Masihkah kita bangga mengaku merdeka, saat masih ada warga bangsa yang berhadapan pada pilihan membeli bendera untuk menunjukkan nasionalisme, dan harus kelaparan. Atau memilih beli beras dan dicap tak nasionalis.
Mereka yang punya kuasa, lebih suka mengecat lorong menjadi berwarna-warni, lalu diberi jumbai warna-warni, dan diberi tulisan besar ‘Lorong Wisata’, meski dengan tanda tanya besar di benak kita, apa yang menjadi obyek wisatanya? Ada yang tahu?

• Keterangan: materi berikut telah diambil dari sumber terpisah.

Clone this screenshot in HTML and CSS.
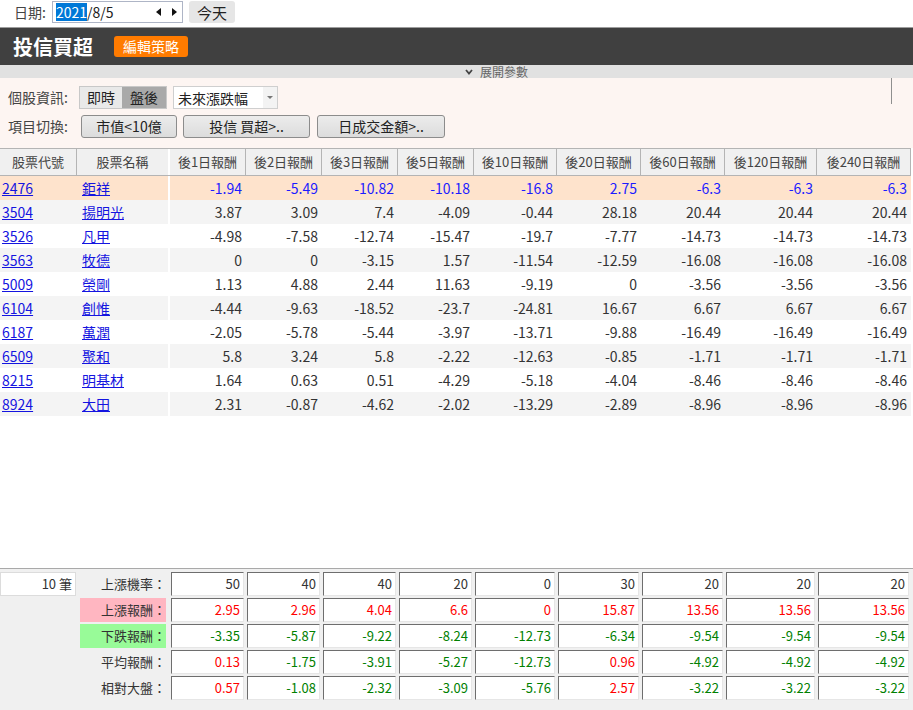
FILE: index.html
```html
<!DOCTYPE html>
<html lang="zh-Hant">
<head>
<meta charset="utf-8">
<title>投信買超</title>
<link rel="stylesheet" href="styles.css">
</head>
<body>
<div class="page">
  <div class="datebar">
    <span class="date-label">日期:</span>
    <div class="date-input">
      <span class="sel">2021</span><span>/8/5</span>
      <span class="spin">
        <svg width="5" height="8" viewBox="0 0 5 8"><polygon points="5,0 5,8 0,4" fill="#111"/></svg>
        <svg width="5" height="8" viewBox="0 0 5 8"><polygon points="0,0 0,8 5,4" fill="#111"/></svg>
      </span>
    </div>
    <button class="today">今天</button>
  </div>

  <div class="titlebar">
    <h1 class="title">投信買超</h1>
    <button class="edit">編輯策略</button>
  </div>

  <div class="expand">
    <svg class="chev" width="8" height="6" viewBox="0 0 8 6"><polyline points="1,1 4,4.5 7,1" fill="none" stroke="#444" stroke-width="1.8"/></svg>
    <span>展開參數</span>
  </div>

  <div class="controls">
    <div class="ctrl-row">
      <span class="ctrl-label">個股資訊:</span>
      <div class="toggle"><span class="tg">即時</span><span class="tg on">盤後</span></div>
      <div class="select"><span>未來漲跌幅</span><span class="caret"><svg width="6" height="3" viewBox="0 0 6 3"><polygon points="0,0 6,0 3,3" fill="#777"/></svg></span></div>
      <span class="divider"></span>
    </div>
    <div class="ctrl-row">
      <span class="ctrl-label">項目切換:</span>
      <button class="opt o1">市值&lt;10億</button>
      <button class="opt o2">投信 買超&gt;..</button>
      <button class="opt o3">日成交金額&gt;..</button>
    </div>
  </div>

  <div class="tbl">
    <div class="thead">
      <div class="th">股票代號</div>
      <div class="th name">股票名稱</div>
      <div class="th">後1日報酬</div>
      <div class="th">後2日報酬</div>
      <div class="th">後3日報酬</div>
      <div class="th">後5日報酬</div>
      <div class="th">後10日報酬</div>
      <div class="th">後20日報酬</div>
      <div class="th">後60日報酬</div>
      <div class="th">後120日報酬</div>
      <div class="th">後240日報酬</div>
    </div>
    <div class="tr hl"><a class="td code" href="#">2476</a><div class="td name"><a href="#">鉅祥</a></div><div class="td num">-1.94</div><div class="td num">-5.49</div><div class="td num">-10.82</div><div class="td num">-10.18</div><div class="td num">-16.8</div><div class="td num">2.75</div><div class="td num">-6.3</div><div class="td num">-6.3</div><div class="td num">-6.3</div></div>
    <div class="tr alt"><a class="td code" href="#">3504</a><div class="td name"><a href="#">揚明光</a></div><div class="td num">3.87</div><div class="td num">3.09</div><div class="td num">7.4</div><div class="td num">-4.09</div><div class="td num">-0.44</div><div class="td num">28.18</div><div class="td num">20.44</div><div class="td num">20.44</div><div class="td num">20.44</div></div>
    <div class="tr"><a class="td code" href="#">3526</a><div class="td name"><a href="#">凡甲</a></div><div class="td num">-4.98</div><div class="td num">-7.58</div><div class="td num">-12.74</div><div class="td num">-15.47</div><div class="td num">-19.7</div><div class="td num">-7.77</div><div class="td num">-14.73</div><div class="td num">-14.73</div><div class="td num">-14.73</div></div>
    <div class="tr alt"><a class="td code" href="#">3563</a><div class="td name"><a href="#">牧德</a></div><div class="td num">0</div><div class="td num">0</div><div class="td num">-3.15</div><div class="td num">1.57</div><div class="td num">-11.54</div><div class="td num">-12.59</div><div class="td num">-16.08</div><div class="td num">-16.08</div><div class="td num">-16.08</div></div>
    <div class="tr"><a class="td code" href="#">5009</a><div class="td name"><a href="#">榮剛</a></div><div class="td num">1.13</div><div class="td num">4.88</div><div class="td num">2.44</div><div class="td num">11.63</div><div class="td num">-9.19</div><div class="td num">0</div><div class="td num">-3.56</div><div class="td num">-3.56</div><div class="td num">-3.56</div></div>
    <div class="tr alt"><a class="td code" href="#">6104</a><div class="td name"><a href="#">創惟</a></div><div class="td num">-4.44</div><div class="td num">-9.63</div><div class="td num">-18.52</div><div class="td num">-23.7</div><div class="td num">-24.81</div><div class="td num">16.67</div><div class="td num">6.67</div><div class="td num">6.67</div><div class="td num">6.67</div></div>
    <div class="tr"><a class="td code" href="#">6187</a><div class="td name"><a href="#">萬潤</a></div><div class="td num">-2.05</div><div class="td num">-5.78</div><div class="td num">-5.44</div><div class="td num">-3.97</div><div class="td num">-13.71</div><div class="td num">-9.88</div><div class="td num">-16.49</div><div class="td num">-16.49</div><div class="td num">-16.49</div></div>
    <div class="tr alt"><a class="td code" href="#">6509</a><div class="td name"><a href="#">聚和</a></div><div class="td num">5.8</div><div class="td num">3.24</div><div class="td num">5.8</div><div class="td num">-2.22</div><div class="td num">-12.63</div><div class="td num">-0.85</div><div class="td num">-1.71</div><div class="td num">-1.71</div><div class="td num">-1.71</div></div>
    <div class="tr"><a class="td code" href="#">8215</a><div class="td name"><a href="#">明基材</a></div><div class="td num">1.64</div><div class="td num">0.63</div><div class="td num">0.51</div><div class="td num">-4.29</div><div class="td num">-5.18</div><div class="td num">-4.04</div><div class="td num">-8.46</div><div class="td num">-8.46</div><div class="td num">-8.46</div></div>
    <div class="tr alt"><a class="td code" href="#">8924</a><div class="td name"><a href="#">大田</a></div><div class="td num">2.31</div><div class="td num">-0.87</div><div class="td num">-4.62</div><div class="td num">-2.02</div><div class="td num">-13.29</div><div class="td num">-2.89</div><div class="td num">-8.96</div><div class="td num">-8.96</div><div class="td num">-8.96</div></div>
  </div>

  <div class="summary">
    <div class="count">10 筆</div>
    <div class="lbl">上漲機率：</div>
    <div class="val">50</div><div class="val">40</div><div class="val">40</div><div class="val">20</div><div class="val">0</div><div class="val">30</div><div class="val">20</div><div class="val">20</div><div class="val">20</div>

    <div class="lbl up">上漲報酬：</div>
    <div class="val pos">2.95</div><div class="val pos">2.96</div><div class="val pos">4.04</div><div class="val pos">6.6</div><div class="val pos">0</div><div class="val pos">15.87</div><div class="val pos">13.56</div><div class="val pos">13.56</div><div class="val pos">13.56</div>

    <div class="lbl down">下跌報酬：</div>
    <div class="val neg">-3.35</div><div class="val neg">-5.87</div><div class="val neg">-9.22</div><div class="val neg">-8.24</div><div class="val neg">-12.73</div><div class="val neg">-6.34</div><div class="val neg">-9.54</div><div class="val neg">-9.54</div><div class="val neg">-9.54</div>

    <div class="lbl">平均報酬：</div>
    <div class="val pos">0.13</div><div class="val neg">-1.75</div><div class="val neg">-3.91</div><div class="val neg">-5.27</div><div class="val neg">-12.73</div><div class="val pos">0.96</div><div class="val neg">-4.92</div><div class="val neg">-4.92</div><div class="val neg">-4.92</div>

    <div class="lbl">相對大盤：</div>
    <div class="val pos">0.57</div><div class="val neg">-1.08</div><div class="val neg">-2.32</div><div class="val neg">-3.09</div><div class="val neg">-5.76</div><div class="val pos">2.57</div><div class="val neg">-3.22</div><div class="val neg">-3.22</div><div class="val neg">-3.22</div>
  </div>
</div>
</body>
</html>
```
FILE: styles.css
```css
* { box-sizing: border-box; }
html, body { margin: 0; padding: 0; }
body {
  font-family: "Noto Sans CJK TC", "Noto Sans", sans-serif;
  color: #333;
  background: #fff;
  --cols: 77px 93px 76px 76px 76px 76px 83px 84px 84px 92px 94px;
}
button { font-family: inherit; cursor: pointer; }

.page {
  height: 100vh;
  display: flex;
  flex-direction: column;
}

/* date bar */
.datebar {
  height: 27px;
  flex: none;
  display: flex;
  align-items: flex-start;
  padding: 1px 0 0 14px;
}
.date-label {
  font-size: 14px;
  line-height: 22px;
  color: #444;
  margin-right: 6px;
}
.date-input {
  width: 131px;
  height: 22px;
  border: 1px solid #aeb5c6;
  display: flex;
  align-items: center;
  padding-left: 3px;
  font-size: 14px;
  line-height: 18px;
  color: #222;
}
.date-input .sel { background: #0078d7; color: #fff; }
.spin {
  margin-left: auto;
  margin-right: 5px;
  display: flex;
  gap: 11px;
}
.spin svg { display: block; }
.today {
  margin-left: 6px;
  width: 46px;
  height: 22px;
  border: none;
  border-radius: 3px;
  background: #e6e6e6;
  font-size: 15px;
  color: #222;
  padding: 0;
}

/* title bar */
.titlebar {
  height: 38px;
  flex: none;
  border-top: 1px solid #9d9d9d;
  background: #404040;
  display: flex;
  align-items: center;
  padding-left: 13px;
}
.title {
  margin: 0;
  font-size: 20px;
  font-weight: bold;
  color: #fff;
  line-height: 1;
}
.edit {
  margin-left: 21px;
  height: 21px;
  padding: 0 9px;
  border: none;
  border-radius: 3px;
  background: #ff7b00;
  color: #fff;
  font-size: 14px;
  line-height: 21px;
}

/* expand */
.expand {
  height: 13px;
  flex: none;
  background: #e1e1e1;
  display: flex;
  align-items: center;
  padding-left: 465px;
  font-size: 12px;
  line-height: 13px;
  color: #666;
}
.chev { margin-right: 7px; display: block; }

/* controls */
.controls {
  flex: none;
  background: #fdf5f2;
  padding: 8px 0 10px 8px;
  display: flex;
  flex-direction: column;
  gap: 6px;
}
.ctrl-row {
  height: 23px;
  display: flex;
  align-items: center;
}
.ctrl-label {
  width: 71px;
  font-size: 14px;
  color: #444;
  line-height: 23px;
}
.toggle {
  display: flex;
  height: 23px;
  border: 1px solid #c8c8c8;
}
.tg {
  font-size: 14px;
  line-height: 21px;
  padding: 0 7px;
  background: #e9e9e9;
  color: #222;
}
.tg.on { background: #a9a9a9; padding: 0 8px; }
.select {
  margin-left: 6px;
  width: 105px;
  height: 23px;
  border: 1px solid #cfcfcf;
  background: #fff;
  display: flex;
  align-items: center;
  padding-left: 4px;
  font-size: 14px;
  color: #222;
}
.caret {
  margin-left: auto;
  width: 14px;
  height: 21px;
  background: #f3f3f3;
  display: flex;
  align-items: center;
  justify-content: center;
}
.caret svg { display: block; }
.divider {
  align-self: flex-start;
  margin: -8px 21px 0 auto;
  width: 1px;
  height: 26px;
  background: #8f8f8f;
}
.opt {
  height: 23px;
  border: 1px solid #8c8c8c;
  border-radius: 3px;
  background: linear-gradient(#ececec, #dcdcdc);
  font-size: 14px;
  color: #222;
  padding: 0;
  line-height: 21px;
}
.o1 { margin-left: 2px; width: 96px; }
.o2 { margin-left: 6px; width: 127px; }
.o3 { margin-left: 7px; width: 128px; }

/* table */
.tbl { width: 911px; flex: none; }
.thead {
  display: grid;
  grid-template-columns: var(--cols);
  height: 28px;
  background: #f0f0f0;
  border-top: 1px solid #b4b4b4;
  border-bottom: 1px solid #b4b4b4;
}
.th {
  border-right: 1px solid #b4b4b4;
  text-align: center;
  font-size: 13px;
  line-height: 26px;
  color: #444;
  white-space: nowrap;
}
.thead .name { border-right: 2px solid #fff; }
.tr {
  display: grid;
  grid-template-columns: var(--cols);
  height: 24px;
  background: #fff;
}
.tr.alt { background: #f4f4f4; }
.tr.hl { background: #fee3cc; }
.td {
  font-size: 14px;
  line-height: 24px;
  white-space: nowrap;
  overflow: hidden;
}
.td.code { padding-left: 2px; color: #1414e0; text-decoration: underline; }
.td.name { padding-left: 5px; border-right: 2px solid #fff; }
.td.name a { color: #1414e0; text-decoration: underline; }
.td.num { text-align: right; padding-right: 4px; color: #333; }
.tr.hl .td.num { color: #1c1cff; }

/* summary */
.summary {
  margin-top: auto;
  flex: none;
  height: 142px;
  border-top: 1px solid #a9a9a9;
  background: #f0f0f0;
  padding-top: 3px;
  display: grid;
  grid-template-columns: var(--cols);
  grid-auto-rows: 24px;
  row-gap: 2px;
  align-content: start;
}
.count {
  margin-right: 1px;
  background: #fff;
  border: 1px solid #dcdcdc;
  text-align: right;
  padding-right: 3px;
  font-size: 13px;
  line-height: 22px;
  color: #333;
}
.lbl {
  grid-column: 2;
  margin: 0 4px 0 3px;
  text-align: right;
  font-size: 13px;
  line-height: 24px;
  color: #333;
}
.lbl.up { background: #ffb6c1; }
.lbl.down { background: #98fb98; }
.val {
  margin: 0 2px 0 1px;
  background: #fff;
  border-top: 1px solid #6e6e6e;
  border-left: 1px solid #6e6e6e;
  border-right: 1px solid #e6e6e6;
  border-bottom: 1px solid #e6e6e6;
  text-align: right;
  padding-right: 3px;
  font-size: 13px;
  line-height: 22px;
  color: #333;
}
.val.pos { color: #ff0000; }
.val.neg { color: #008000; }
```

Kita tak butuh euforia saat berhasil menggondol hadiah di puncak pohon pinang yang sekujur batangnya telah diolesi gemuk. Yang kita perlu adalah merdeka dari kelaparan, dan merdeka dari ketakutan akan kriminalitas sebagai efek tingginya pengangguran. Termasuk merdeka dari ketakutan akan begal.
Kita butuh merdeka yang oleh salah seorang Pahlawan Nasional kita Datok Ibrahim Tan Malaka, menyebutnya Merdeka 100%. Merdeka yang berdikari untuk mengatur pemanfaatan sumber daya sendiri, tanpa ketakutan untuk dicaplok oleh negara adidaya, maupun korporasi multinasional bersama para begundalnya.
Merdeka yang lebih peduli pada perut warga yang keroncongan, daripada sibuk mengeluarkan cap-cap tidak nasionalis, anti pemerintah, dan terpapar radikalisme pada mereka yang tak mampu untuk sekadar membeli bendera dan/atau tiangnya.
Itulah kemerdekaan yang bukan pemanis bibir semata, melainkan buah dari perlawanan. Melawan mereka yang menindas, dan melawan rasa takut yang memanjakan. Kemerdekaan yang lahir dari semangat juang bersendi, rasa sependeritaan, gotong-roying, dan kesamaan tujuan berbangsa.
Kemerdekaan yang oleh Pahlawan Nasional Hadji Oemar Said (H.O.S.) Tjokroaminoto disebutnya sebagai Kemerdekaan Sejati, situasi hidup yang bersendi pada kemerdekaan (vrijheid-liberty), persamaan (gelijkheid-equality) dan persaudaraan (broedeschap-fraternity).